The fisherman isn't telling a lie, as such. There really was a big fish. There really was a struggle. But by embellishing the story, the fisherman makes it memorable...it becomes a story that a whole community can enter into with their imaginations.
I tend to think that the story of Saul's conversion is a bit like that. I might be entirely wrong. You are entirely at liberty to believe that there really was a light, and there really was a voice from the sky. It doesn't make you or me any better a follower of Jesus - whatever we choose to believe. Though I would love you to tell me how the different versions of the story in Acts can all be true...
I rather prefer a more human-scale version of the story. Saul's conversion happened while he was in the middle of a journey. He had just finished persecuting Christians in Jerusalem. He had just been standing in the crowd, holding the coats of those who were stoning the first martyr, Stephen. Now he was on his way to Damascus to persecute more followers of the Way. Saul was a highly religious man, a teacher who knew his Hebrew Scriptures back to front and inside out.
So there he is...walking the 120 miles from Jerusalem to Damascus. He has got a lot of time for thinking - and for musing on the horror of what he has just witnessed. Watching a man being stoned to death - just for believing something different - it must have been a sobering, thought-provoking thing to have seen. As the miles ticked by, at walking pace, perhaps Paul found himself revisiting all the Hebrew Scriptures in his mind. Perhaps he was searching for proof that this Jesus that the 'followers of the Way' were on about could not possibly be the Messiah, the Christ. But the more he thinks about it - the more he realises what the character of God is like...as described in the Hebrew Scriptures...the more he comes to see that Jesus was exactly that...the Messiah, the Christ.
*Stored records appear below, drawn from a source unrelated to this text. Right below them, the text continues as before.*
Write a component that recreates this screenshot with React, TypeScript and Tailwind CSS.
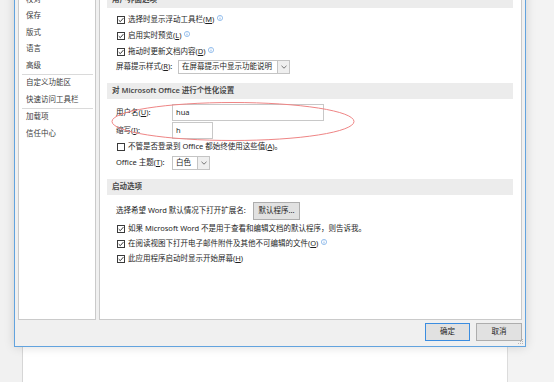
import React from "react";

function Check({ checked = true }: { checked?: boolean }) {
  return (
    <span className="w-[8px] h-[8px] border border-[#3a3a3a] bg-white flex items-center justify-center shrink-0">
      {checked && (
        <svg width="6" height="6" viewBox="0 0 6 6">
          <path d="M0.7 3.1 L2.3 4.7 L5.4 1.1" stroke="#222" strokeWidth="0.9" fill="none" />
        </svg>
      )}
    </span>
  );
}

function Info() {
  return (
    <svg width="6" height="6" viewBox="0 0 6 6" className="ml-[3px] -translate-y-[2px] shrink-0">
      <circle cx="3" cy="3" r="2.6" stroke="#5b9ae0" strokeWidth="0.6" fill="none" />
      <path d="M3 2.6V4.6" stroke="#5b9ae0" strokeWidth="0.7" />
      <circle cx="3" cy="1.6" r="0.4" fill="#5b9ae0" />
    </svg>
  );
}

function Chevron() {
  return (
    <svg width="6" height="4" viewBox="0 0 6 4">
      <path d="M0.5 0.8 L3 3.2 L5.5 0.8" stroke="#555" strokeWidth="0.8" fill="none" />
    </svg>
  );
}

function Key({ k }: { k: string }) {
  return (
    <>
      (<span className="underline">{k}</span>)
    </>
  );
}

function Header({ children }: { children: React.ReactNode }) {
  return (
    <div className="ml-[7px] mr-[8px] h-[16px] bg-[#ececec] pl-[5px] flex items-center text-[#4a4a4a] font-semibold">
      {children}
    </div>
  );
}

function CheckRow({
  children,
  h,
  info,
  checked = true,
}: {
  children: React.ReactNode;
  h: string;
  info?: boolean;
  checked?: boolean;
}) {
  return (
    <div className={`${h} pl-[17px] flex items-center`}>
      <Check checked={checked} />
      <span className="ml-[3px] whitespace-nowrap">{children}</span>
      {info && <Info />}
    </div>
  );
}

function Select({ w, text }: { w: string; text: string }) {
  return (
    <div className={`${w} h-[14px] border border-[#c4c4c4] bg-white flex items-stretch`}>
      <div className="flex-1 pl-[3px] flex items-center whitespace-nowrap overflow-hidden">{text}</div>
      <div className="w-[12px] border-l border-[#c4c4c4] bg-[#efefef] flex items-center justify-center">
        <Chevron />
      </div>
    </div>
  );
}

const navTop = ["校对", "保存", "版式", "语言", "高级"];

export default function App() {
  return (
    <div className="relative w-[554px] h-[382px] overflow-hidden bg-[#f3f3f3] font-['Noto_Sans','Noto_Sans_CJK_SC',sans-serif] text-[7.5px] leading-none text-[#1e1e1e]">
      {/* background document window */}
      <div className="flex h-full">
        <div className="w-[23px] bg-[#f1f1f1] border-r border-[#d6d6d6]" />
        <div className="w-[485px] bg-white border-r border-[#dcdcdc]" />
        <div className="flex-1 bg-[#f3f3f3]" />
      </div>

      {/* dialog */}
      <div className="absolute left-[14px] top-[-60px] w-[512px] h-[407px] border border-[#62a3de] bg-[#f0f0f0] flex flex-col shadow-[0_0_10px_rgba(0,0,0,0.14)]">
        <div className="flex-1 min-h-0 flex gap-[3px] px-[3px] pt-[3px]">
          {/* nav */}
          <div className="w-[78px] bg-white border border-[#cacaca] pt-[46px] text-[#3c3c3c]">
            {navTop.map((t) => (
              <div key={t} className="h-[16.5px] pl-[7px] flex items-center">
                {t}
              </div>
            ))}
            <div className="ml-[3px] mr-[2px] h-px bg-[#dadada]" />
            <div className="h-[16.5px] pl-[7px] flex items-center">自定义功能区</div>
            <div className="h-[16.5px] pl-[7px] flex items-center">快速访问工具栏</div>
            <div className="ml-[3px] mr-[2px] h-px bg-[#dadada]" />
            <div className="h-[16.5px] pl-[7px] flex items-center">加载项</div>
            <div className="h-[16.5px] pl-[7px] flex items-center">信任中心</div>
          </div>

          {/* content */}
          <div className="flex-1 bg-white border border-[#cacaca] overflow-hidden pt-[47px]">
            <Header>用户界面选项</Header>
            <div className="mt-[4px]">
              <CheckRow h="h-[16px]" info>
                选择时显示浮动工具栏<Key k="M" />
              </CheckRow>
              <CheckRow h="h-[16px]" info>
                启用实时预览<Key k="L" />
              </CheckRow>
              <CheckRow h="h-[16px]" info>
                拖动时更新文档内容<Key k="D" />
              </CheckRow>
              <div className="h-[14px] pl-[16px] flex items-center">
                <span className="w-[62px] whitespace-nowrap">
                  屏幕提示样式<Key k="R" />:
                </span>
                <Select w="w-[112px]" text="在屏幕提示中显示功能说明" />
              </div>
            </div>

            <div className="mt-[9px]">
              <Header>对 Microsoft Office 进行个性化设置</Header>
            </div>
            <div className="mt-[5px] flex flex-col gap-[1px]">
              <div className="h-[17px] pl-[16px] flex items-center">
                <span className="w-[56px] whitespace-nowrap">
                  用户名<Key k="U" />:
                </span>
                <div className="w-[152px] h-[17px] border border-[#c8c8c8] bg-white pl-[3px] flex items-center">hua</div>
              </div>
              <div className="h-[17px] pl-[16px] flex items-center">
                <span className="w-[56px] whitespace-nowrap">
                  缩写<Key k="I" />:
                </span>
                <div className="w-[41px] h-[17px] border border-[#c8c8c8] bg-white pl-[3px] flex items-center">h</div>
              </div>
            </div>
            <CheckRow h="h-[16px]" checked={false}>
              不管是否登录到 Office 都始终使用这些值<Key k="A" />。
            </CheckRow>
            <div className="h-[16px] pl-[16px] flex items-center">
              <span className="w-[56px] whitespace-nowrap">
                Office 主题<Key k="T" />:
              </span>
              <Select w="w-[38px]" text="白色" />
            </div>

            <div className="mt-[8px]">
              <Header>启动选项</Header>
            </div>
            <div className="mt-[7px] h-[18px] pl-[16px] flex items-center">
              <span className="w-[137px] whitespace-nowrap">选择希望 Word 默认情况下打开扩展名:</span>
              <div className="w-[47px] h-[18px] border border-[#adadad] bg-[#e1e1e1] flex items-center justify-center">
                默认程序...
              </div>
            </div>
            <div className="mt-[1px]">
              <CheckRow h="h-[15px]">如果 Microsoft Word 不是用于查看和编辑文档的默认程序，则告诉我。</CheckRow>
              <CheckRow h="h-[15px]" info>
                在阅读视图下打开电子邮件附件及其他不可编辑的文件<Key k="O" />
              </CheckRow>
              <CheckRow h="h-[15px]">
                此应用程序启动时显示开始屏幕<Key k="H" />
              </CheckRow>
            </div>
          </div>
        </div>

        {/* buttons */}
        <div className="h-[26px] shrink-0 flex justify-end gap-[6px] px-[3px] pt-[3px]">
          <div className="w-[45px] h-[18px] border border-[#3b8de0] bg-[#e1e1e1] flex items-center justify-center">确定</div>
          <div className="w-[46px] h-[18px] border border-[#adadad] bg-[#e1e1e1] flex items-center justify-center">取消</div>
        </div>

        {/* resize grip */}
        <svg width="6" height="6" viewBox="0 0 6 6" className="absolute right-[1px] bottom-[1px]">
          <rect x="4" y="0" width="1" height="1" fill="#b5b5b5" />
          <rect x="2" y="2" width="1" height="1" fill="#b5b5b5" />
          <rect x="4" y="2" width="1" height="1" fill="#b5b5b5" />
          <rect x="0" y="4" width="1" height="1" fill="#b5b5b5" />
          <rect x="2" y="4" width="1" height="1" fill="#b5b5b5" />
          <rect x="4" y="4" width="1" height="1" fill="#b5b5b5" />
        </svg>
      </div>

      {/* red annotation ellipse */}
      <svg
        width="554"
        height="382"
        viewBox="0 0 554 382"
        className="absolute left-0 top-0 pointer-events-none"
      >
        <ellipse cx="233" cy="121.5" rx="121" ry="19" stroke="#ef8585" strokeWidth="1" fill="none" />
      </svg>
    </div>
  );
}
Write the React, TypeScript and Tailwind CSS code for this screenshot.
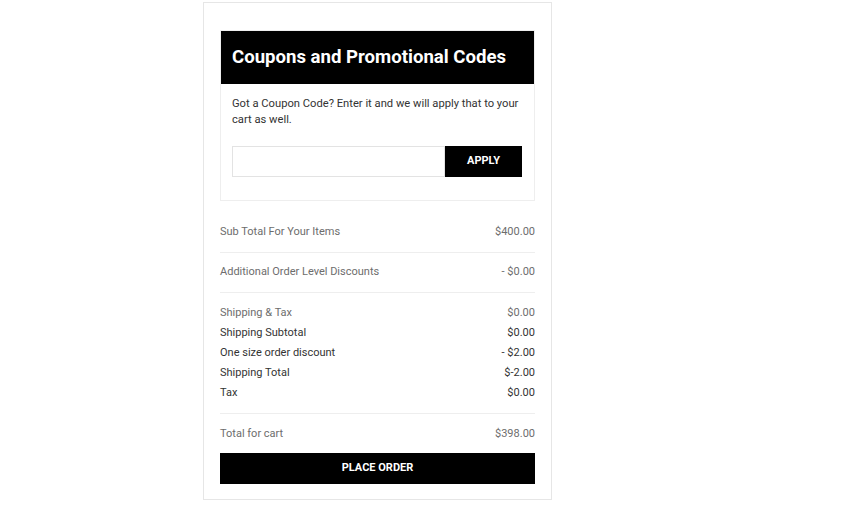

It is as if a light is switched on in Paul's mind. The light is not on the road - flashing or shining. The light comes on in Paul's head. Now he sees himself very differently...as someone who has just participated in the stoning of an innocent man. He begins to ask himself..."why did I persecute that man? What was I doing? The scriptures actually do point to a Messiah who will be humble, riding on a donkey - one who would be 'wounded for our transgressions'. So why am I persecuting Jesus and his followers. I've been such a fool!"
Later, when Paul tells people about his dramatic change of mind...he dresses it up a bit. He's a preacher...a communicator. He knows how to spin a good yarn. You can imagine him saying "It was amazing! It was like this light came on...this blinding light...and it was like Jesus himself was saying to me 'Saul, why are you persecuting me'"
A few more tellings...a few years later...by a few more people...and no longer is this a story about what it was like...but now its a story of lights actually coming on...super-trooper spot-lights from heaven. No longer is it a story of Jesus speaking to Saul through his imagination...no, its a more dramatic story of Jesus actually speaking real words.
Why am I telling you this? Why am I taking the trouble to break down the dramatic story of Saul's conversion that we all love - deconstructing it to something more ordinary...more life-like?
Quite simply because I want you to see that Saul's story can be our story too. I don't know anyone who has experienced the kind of dramatic conversion - the full-blown theophany of lights and sound and action - that the story of Saul suggests. Perhaps such people exist. Perhaps God does act in that way, from time to time, for some people. I don't discount the possibility...God can do whatever God wants.
But for most of us, God works in a much gentler way. Most of us come to a realisation, at some point on life's journey, that the essential underlying truth of God is worth persuing. For some of us that realisation is gradual...week by week, month by month, we find ourselves caught up in the dance of God. For others its a more dramatic moment - like a light being switched on - when all that we've heard about God suddenly, somehow, makes sense.
And it is healthy, I believe, for us to think in these terms - and for us to talk in these terms to our families, friends and neighbours. Too many Followers of the Way go around promising their friends that if they become Christians they will see dramatic, miraculous intervention in their lives by God. I believe that God does indeed intervene...through the miracles of love, compassion, charity, hope, friendship, family, community, healing, wholeness and purpose. But he doesn't very often shine bright lights out of the sky, nor talk with an audible voice.
I suggest that the story of Saul's conversion is just that...a story - rooted in a real event - a life-transforming, paradigm-changing encounter with Truth, and with God. The exciting thing is to realise that this story, and this life-transforming event is available to all of us...every single one of us is invited to embrace the Truth, and to have our lives totally transformed by that knowledge.
May you know the power of Truth in your life. May you encounter God again and again along the road of your own life's journey. And may you, like Saul, become transformed by that knowledge - and like Paul, find yourself led into the fullness of life that Jesus offers to all who follow his Way.
Rest assured, this message is not to criticise or challenge - simply a question.
Whilst i hold no particular view on the validity or truthfulness of Paul's conversion stories, I wondered where you draw the line on Bible interpretation? If this is just a story, who's to say that the life of Jesus of Nazareth too wasn't just blown out of all recognition? When can we safely say that what is written in the Bible, was/is factual and when should we try to read between the lines? Perhaps this is a question for the Q&A next month.